I triggered this by saying docx and pdf are publishing formats. In the world of professional content management that is exactly so. You have your content in a neutral format in a version controlled storage system, and you have choice to publish in pdf or docx or html or epub or whatever. What you don't do is use these output formats as your primary content.

Examples relevant to debian include package documentation such as man pages, markdown, doxygen, docbook, latex.

In fact I can't think of any project in debian that has pdf or docx as the primary source of documentation

Tools that can do this transform include pandoc, Visual Studio Code, ghostwriter, marktext and many many more.
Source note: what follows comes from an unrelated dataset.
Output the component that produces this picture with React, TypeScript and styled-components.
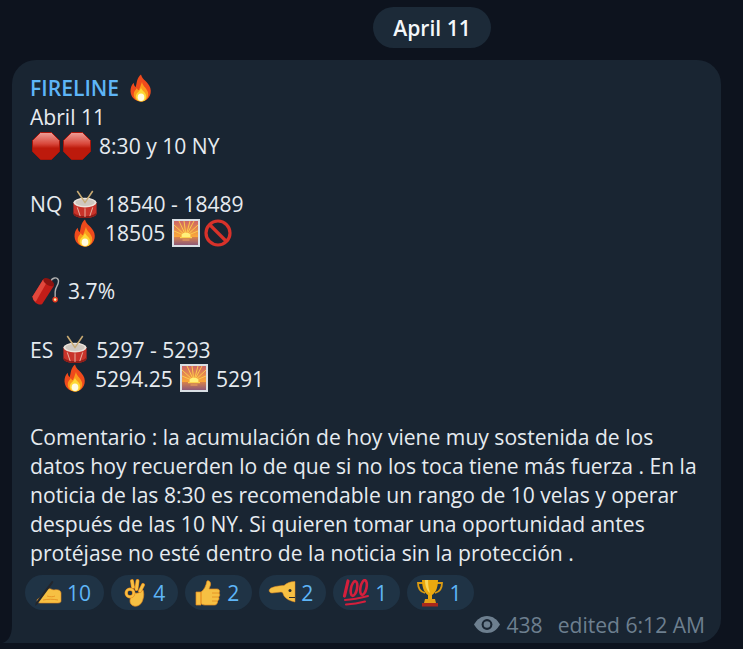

And no, editing a PDF as docx isn't the easiest — not to mention best — way to edit a PDF, especially not with some ominous web tool. Maybe someone can write an AI for that, but even then it's most likely much easier to just go the OCR route to derive content and extract layout from the document. At least I don't know how strict PDF defines things, I only always hear that PDF is at least as much of an unholy mess as ooxml — which was supposed to be fixed by PDF 2.0, which still pretty much no software creates by default, even though most software seems to be supporting it — and writing tools like Ghostscript or Poppler is a royal pain. LaTeX can probably only circumvent this because they just have to create a PDF from a predefined set of functions — and be able to embed other PDFs into these PDFs. But the most reliable way to edit PDFs — as I have little to no experience with most commercial solutions — is Inkscapte. If the internal importer succeeds, you get creat text editing features, which obviously can't rival office suites, but at least you don't completely and almost guaranteed completely mess up the whole layout.

Richard


In my most recent experience, OCR of pdf documents is quite difficult if the layout is significant such as in bank statements. There are various tools to assist in extracting the content but it's quite marginal.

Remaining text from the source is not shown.